WHAT YOU ARE ASKED TO DO => Pictures do not belong in the copy. Return all of the entries exactly.

EXTRACTED INFORMATION =>
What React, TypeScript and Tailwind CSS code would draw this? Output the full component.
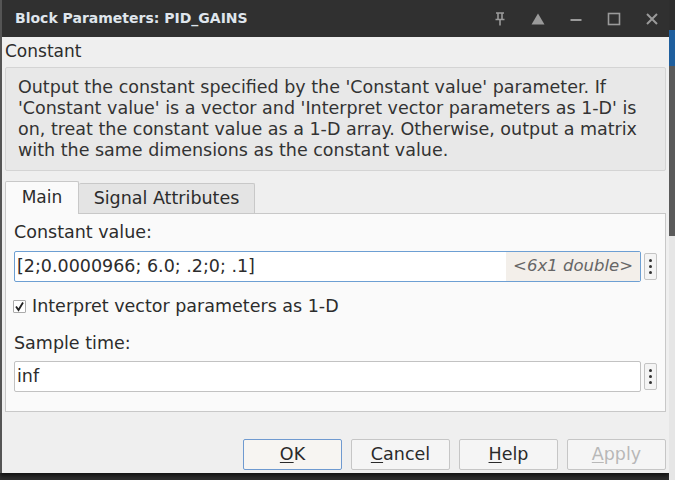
import { useState } from 'react';

const DotsButton = () => (
    <button className="ml-[3px] flex h-[27px] w-[13px] flex-col items-center justify-center gap-[3px] rounded-[2px] border border-[#c4c4c4] bg-[#f4f4f4]">
        <span className="h-[3px] w-[3px] rounded-full bg-[#333]" />
        <span className="h-[3px] w-[3px] rounded-full bg-[#333]" />
        <span className="h-[3px] w-[3px] rounded-full bg-[#333]" />
    </button>
);

const DialogButton = ({ label, mnemonic, focused, disabled }: { label: string; mnemonic: number; focused?: boolean; disabled?: boolean }) => (
    <button
        className={`flex h-[31px] w-[99px] items-center justify-center rounded-[2px] border font-['DejaVu_Sans',sans-serif] text-[17.5px] ${
            focused ? 'border-[#6f9ad0] bg-[#f7f5f2]' : 'border-[#c6c6c6] bg-[#f5f5f5]'
        } ${disabled ? 'text-[#b8b8b8]' : 'text-[#2a2a2a]'}`}
    >
        {label.slice(0, mnemonic)}
        <span className="underline underline-offset-2">{label[mnemonic]}</span>
        {label.slice(mnemonic + 1)}
    </button>
);

const TitleIcons = () => (
    <div className="flex items-center gap-[22px] pr-[9px] text-[#9a9a9a]">
        <svg width="16" height="16" viewBox="0 0 16 16" fill="none" stroke="currentColor" strokeWidth="1.6">
            <path d="M4 2h8M6 2v6M10 2v6M3.5 8.5h9M8 8.5v6" />
        </svg>
        <svg width="16" height="16" viewBox="0 0 16 16" fill="currentColor">
            <path d="M8 2.5L14.5 13.5H1.5Z" />
        </svg>
        <svg width="16" height="16" viewBox="0 0 16 16" fill="none" stroke="currentColor" strokeWidth="2">
            <path d="M2.5 9h11" />
        </svg>
        <svg width="16" height="16" viewBox="0 0 16 16" fill="none" stroke="currentColor" strokeWidth="1.6">
            <rect x="2.5" y="2.5" width="11" height="11" />
        </svg>
        <svg width="16" height="16" viewBox="0 0 16 16" fill="none" stroke="currentColor" strokeWidth="2">
            <path d="M3 3l10 10M13 3L3 13" />
        </svg>
    </div>
);

export default function App() {
    const [checked, setChecked] = useState(true);
    return (
        <div className="flex h-[480px] w-[675px] overflow-hidden bg-[#2e2e2e] font-['DejaVu_Sans',sans-serif]">
            <div className="flex flex-col">
                <div className="flex h-[473px] w-[669px] flex-col border-l-2 border-[#555] bg-[#efefef] shadow-[0_3px_4px_rgba(0,0,0,0.6)]">
                    {/* title bar */}
                    <div className="flex h-[37px] shrink-0 items-center justify-between bg-[#303030] pl-[13px]">
                        <span className="text-[14px] font-bold text-[#dfe5ec]">Block Parameters: PID_GAINS</span>
                        <TitleIcons />
                    </div>

                    <div className="flex flex-1 flex-col px-[3px] text-[#2c2c2c]">
                        <div className="pt-[3px] text-[17px] leading-[22px]">Constant</div>

                        <div className="mt-[5px] whitespace-nowrap rounded-[2px] border border-[#d4d4d4] bg-[#e8e8e8] px-[12px] py-[9px] text-[17.5px] leading-[21px] text-[#333]">
                            Output the constant specified by the 'Constant value' parameter. If
                            <br />
                            'Constant value' is a vector and 'Interpret vector parameters as 1-D' is
                            <br />
                            on, treat the constant value as a 1-D array. Otherwise, output a matrix
                            <br />
                            with the same dimensions as the constant value.
                        </div>

                        {/* tabs */}
                        <div className="mt-[10px] flex items-end">
                            <div className="relative z-10 -mb-px flex h-[33px] w-[74px] items-center justify-center rounded-t-[2px] border border-b-0 border-[#c8c8c8] bg-[#fafafa] text-[17px]">
                                Main
                            </div>
                            <div className="flex h-[30px] w-[176px] items-center justify-center rounded-t-[2px] border border-b-0 border-l-0 border-[#c8c8c8] bg-[#e4e4e4] text-[17.5px]">
                                Signal Attributes
                            </div>
                        </div>
                        <div className="flex h-[199px] flex-col border border-[#c8c8c8] bg-[#fafafa] px-[8px]">
                            <div className="pt-[8px] text-[17.5px] leading-[20px]">Constant value:</div>
                            <div className="mt-[9px] flex items-center">
                                <div className="flex h-[31px] flex-1 items-center rounded-[2px] border border-[#6d9fd3] bg-white">
                                    <span className="flex-1 pl-[2px] text-[17.5px]">[2;0.0000966; 6.0; .2;0; .1]</span>
                                    <span className="flex h-full w-[134px] items-center justify-end bg-[#f3efea] pr-[7px] text-[16.5px] italic text-[#666]">
                                        &lt;6x1 double&gt;
                                    </span>
                                </div>
                                <DotsButton />
                            </div>
                            <label className="mt-[13px] flex items-center text-[17.5px] leading-[22px]" onClick={() => setChecked(!checked)}>
                                <span className="-ml-px flex h-[13px] w-[13px] items-center justify-center rounded-[1px] border border-[#aaa] bg-white">
                                    {checked && (
                                        <svg width="11" height="11" viewBox="0 0 11 11" fill="none" stroke="#222" strokeWidth="1.8">
                                            <path d="M2 5.5l2.5 3.5L9 1.5" />
                                        </svg>
                                    )}
                                </span>
                                <span className="ml-[6px]">Interpret vector parameters as 1-D</span>
                            </label>
                            <div className="mt-[16px] text-[17.5px] leading-[20px]">Sample time:</div>
                            <div className="mt-[8px] flex items-center">
                                <div className="flex h-[31px] flex-1 items-center rounded-[2px] border border-[#c2c2c2] bg-white pl-[2px] text-[17.5px]">
                                    inf
                                </div>
                                <DotsButton />
                            </div>
                        </div>

                        {/* buttons */}
                        <div className="mt-[27px] flex justify-end gap-[9px]">
                            <DialogButton label="OK" mnemonic={0} focused />
                            <DialogButton label="Cancel" mnemonic={0} />
                            <DialogButton label="Help" mnemonic={0} />
                            <DialogButton label="Apply" mnemonic={0} disabled />
                        </div>
                    </div>
                </div>
            </div>
            <div className="flex flex-1 flex-col">
                <div className="h-[30px] bg-[#2e2e2e]" />
                <div className="h-[36px] bg-[#1f5f9e]" />
                <div className="h-[170px] bg-[#5a5a5a]" />
                <div className="flex-1 bg-[#e6e6e6]" />
            </div>
        </div>
    );
}
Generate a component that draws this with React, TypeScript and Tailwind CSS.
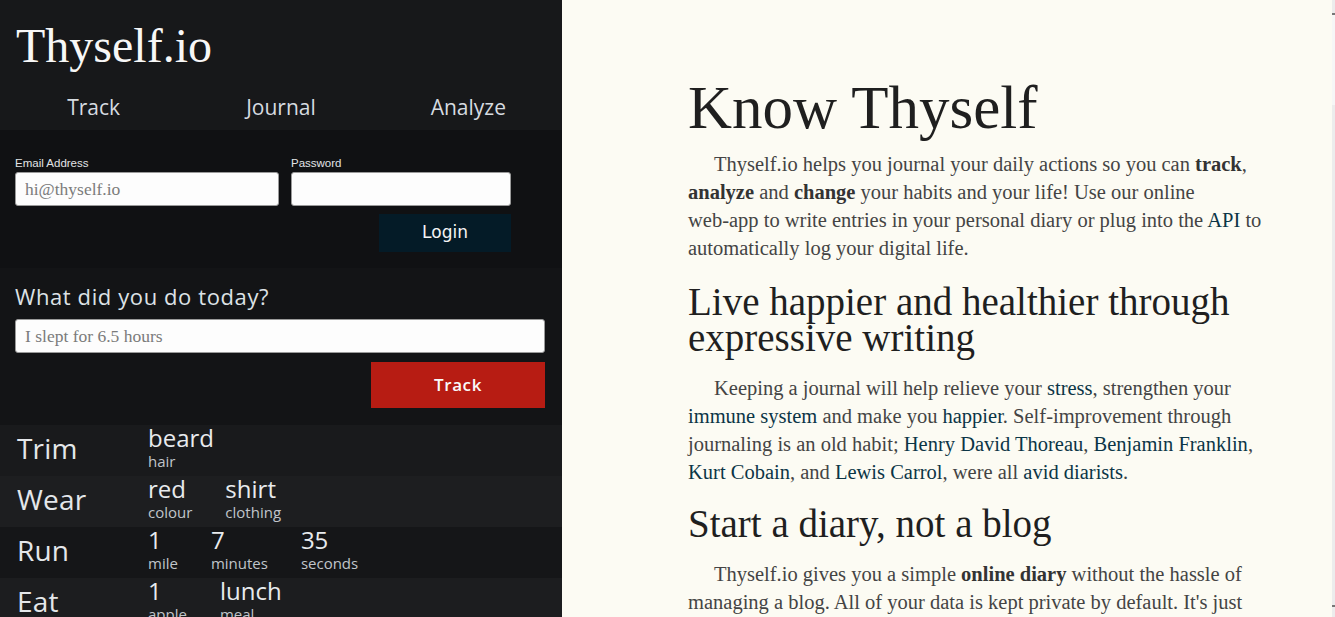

THE ANSWER =>
What React, TypeScript and Tailwind CSS code would draw this? Output the full component.
import { useState } from 'react';

const DotsButton = () => (
    <button className="ml-[3px] flex h-[27px] w-[13px] flex-col items-center justify-center gap-[3px] rounded-[2px] border border-[#c4c4c4] bg-[#f4f4f4]">
        <span className="h-[3px] w-[3px] rounded-full bg-[#333]" />
        <span className="h-[3px] w-[3px] rounded-full bg-[#333]" />
        <span className="h-[3px] w-[3px] rounded-full bg-[#333]" />
    </button>
);

const DialogButton = ({ label, mnemonic, focused, disabled }: { label: string; mnemonic: number; focused?: boolean; disabled?: boolean }) => (
    <button
        className={`flex h-[31px] w-[99px] items-center justify-center rounded-[2px] border font-['DejaVu_Sans',sans-serif] text-[17.5px] ${
            focused ? 'border-[#6f9ad0] bg-[#f7f5f2]' : 'border-[#c6c6c6] bg-[#f5f5f5]'
        } ${disabled ? 'text-[#b8b8b8]' : 'text-[#2a2a2a]'}`}
    >
        {label.slice(0, mnemonic)}
        <span className="underline underline-offset-2">{label[mnemonic]}</span>
        {label.slice(mnemonic + 1)}
    </button>
);

const TitleIcons = () => (
    <div className="flex items-center gap-[22px] pr-[9px] text-[#9a9a9a]">
        <svg width="16" height="16" viewBox="0 0 16 16" fill="none" stroke="currentColor" strokeWidth="1.6">
            <path d="M4 2h8M6 2v6M10 2v6M3.5 8.5h9M8 8.5v6" />
        </svg>
        <svg width="16" height="16" viewBox="0 0 16 16" fill="currentColor">
            <path d="M8 2.5L14.5 13.5H1.5Z" />
        </svg>
        <svg width="16" height="16" viewBox="0 0 16 16" fill="none" stroke="currentColor" strokeWidth="2">
            <path d="M2.5 9h11" />
        </svg>
        <svg width="16" height="16" viewBox="0 0 16 16" fill="none" stroke="currentColor" strokeWidth="1.6">
            <rect x="2.5" y="2.5" width="11" height="11" />
        </svg>
        <svg width="16" height="16" viewBox="0 0 16 16" fill="none" stroke="currentColor" strokeWidth="2">
            <path d="M3 3l10 10M13 3L3 13" />
        </svg>
    </div>
);

export default function App() {
    const [checked, setChecked] = useState(true);
    return (
        <div className="flex h-[480px] w-[675px] overflow-hidden bg-[#2e2e2e] font-['DejaVu_Sans',sans-serif]">
            <div className="flex flex-col">
                <div className="flex h-[473px] w-[669px] flex-col border-l-2 border-[#555] bg-[#efefef] shadow-[0_3px_4px_rgba(0,0,0,0.6)]">
                    {/* title bar */}
                    <div className="flex h-[37px] shrink-0 items-center justify-between bg-[#303030] pl-[13px]">
                        <span className="text-[14px] font-bold text-[#dfe5ec]">Block Parameters: PID_GAINS</span>
                        <TitleIcons />
                    </div>

                    <div className="flex flex-1 flex-col px-[3px] text-[#2c2c2c]">
                        <div className="pt-[3px] text-[17px] leading-[22px]">Constant</div>

                        <div className="mt-[5px] whitespace-nowrap rounded-[2px] border border-[#d4d4d4] bg-[#e8e8e8] px-[12px] py-[9px] text-[17.5px] leading-[21px] text-[#333]">
                            Output the constant specified by the 'Constant value' parameter. If
                            <br />
                            'Constant value' is a vector and 'Interpret vector parameters as 1-D' is
                            <br />
                            on, treat the constant value as a 1-D array. Otherwise, output a matrix
                            <br />
                            with the same dimensions as the constant value.
                        </div>

                        {/* tabs */}
                        <div className="mt-[10px] flex items-end">
                            <div className="relative z-10 -mb-px flex h-[33px] w-[74px] items-center justify-center rounded-t-[2px] border border-b-0 border-[#c8c8c8] bg-[#fafafa] text-[17px]">
                                Main
                            </div>
                            <div className="flex h-[30px] w-[176px] items-center justify-center rounded-t-[2px] border border-b-0 border-l-0 border-[#c8c8c8] bg-[#e4e4e4] text-[17.5px]">
                                Signal Attributes
                            </div>
                        </div>
                        <div className="flex h-[199px] flex-col border border-[#c8c8c8] bg-[#fafafa] px-[8px]">
                            <div className="pt-[8px] text-[17.5px] leading-[20px]">Constant value:</div>
                            <div className="mt-[9px] flex items-center">
                                <div className="flex h-[31px] flex-1 items-center rounded-[2px] border border-[#6d9fd3] bg-white">
                                    <span className="flex-1 pl-[2px] text-[17.5px]">[2;0.0000966; 6.0; .2;0; .1]</span>
                                    <span className="flex h-full w-[134px] items-center justify-end bg-[#f3efea] pr-[7px] text-[16.5px] italic text-[#666]">
                                        &lt;6x1 double&gt;
                                    </span>
                                </div>
                                <DotsButton />
                            </div>
                            <label className="mt-[13px] flex items-center text-[17.5px] leading-[22px]" onClick={() => setChecked(!checked)}>
                                <span className="-ml-px flex h-[13px] w-[13px] items-center justify-center rounded-[1px] border border-[#aaa] bg-white">
                                    {checked && (
                                        <svg width="11" height="11" viewBox="0 0 11 11" fill="none" stroke="#222" strokeWidth="1.8">
                                            <path d="M2 5.5l2.5 3.5L9 1.5" />
                                        </svg>
                                    )}
                                </span>
                                <span className="ml-[6px]">Interpret vector parameters as 1-D</span>
                            </label>
                            <div className="mt-[16px] text-[17.5px] leading-[20px]">Sample time:</div>
                            <div className="mt-[8px] flex items-center">
                                <div className="flex h-[31px] flex-1 items-center rounded-[2px] border border-[#c2c2c2] bg-white pl-[2px] text-[17.5px]">
                                    inf
                                </div>
                                <DotsButton />
                            </div>
                        </div>

                        {/* buttons */}
                        <div className="mt-[27px] flex justify-end gap-[9px]">
                            <DialogButton label="OK" mnemonic={0} focused />
                            <DialogButton label="Cancel" mnemonic={0} />
                            <DialogButton label="Help" mnemonic={0} />
                            <DialogButton label="Apply" mnemonic={0} disabled />
                        </div>
                    </div>
                </div>
            </div>
            <div className="flex flex-1 flex-col">
                <div className="h-[30px] bg-[#2e2e2e]" />
                <div className="h-[36px] bg-[#1f5f9e]" />
                <div className="h-[170px] bg-[#5a5a5a]" />
                <div className="flex-1 bg-[#e6e6e6]" />
            </div>
        </div>
    );
}
Generate a component that draws this with React, TypeScript and Tailwind CSS.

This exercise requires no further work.